Cosmo's on Marshall Street near the University is often a contender in the classic NYC style (i.e. not the super thin coal oven type but a great classic slice to fold over and eat). But consistency is lacking. The medium pies are never as good as the large and the crucial balance of cheese, toppings and sauce varies depending on who's working that night.

Johnny's Pizza in the Julian Plaza on Colvin Street was my long time local fave but "Junior", the owner ,sold the business to someone who lowered the quality standards and eventually went under. Junior is reopening the joint on April 11th featuring the classic recipe his dad (a former longshoreman in Staten Island) brought here in the late 1950's when they built Suburban Park, a long since defunct amusement park.

Remember the kind of walk-up slice you could get in NYC back in the days when a slice was really a slice? That's what Johnny's serves. April 11th can't get here soon enough.

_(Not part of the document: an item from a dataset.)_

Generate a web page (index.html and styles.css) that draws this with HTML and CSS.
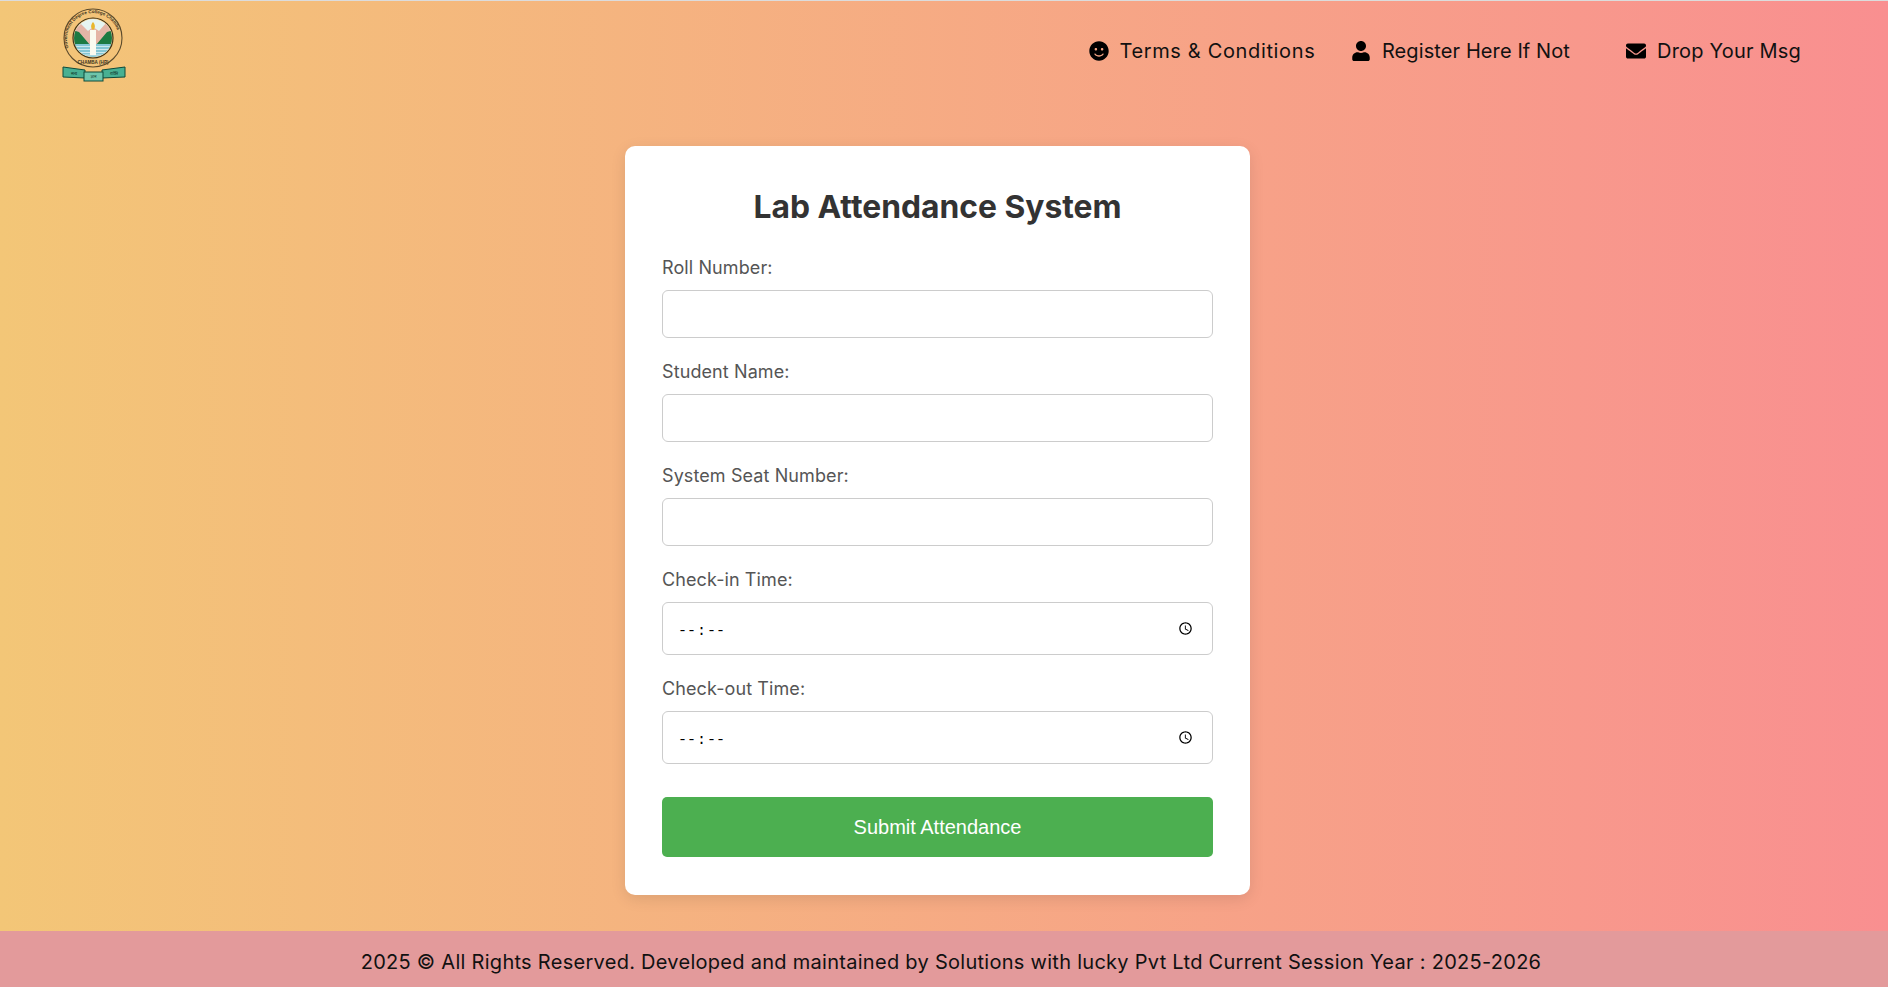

I'll throw in an honorable mention for Roma Pizzeria in Ithaca. It's all that and a bag of chips. I never did get around to trying the pizza at the Nines in Collegetown but I can't believe it's all that and definitely not a bag of chips (them's fightin' words to some folks - of that I'm certain). I think people are so dazzled by the fact that the pizza arrives at the bar coming up on a dumbwaiter that they don't really taste with an unbiased approach.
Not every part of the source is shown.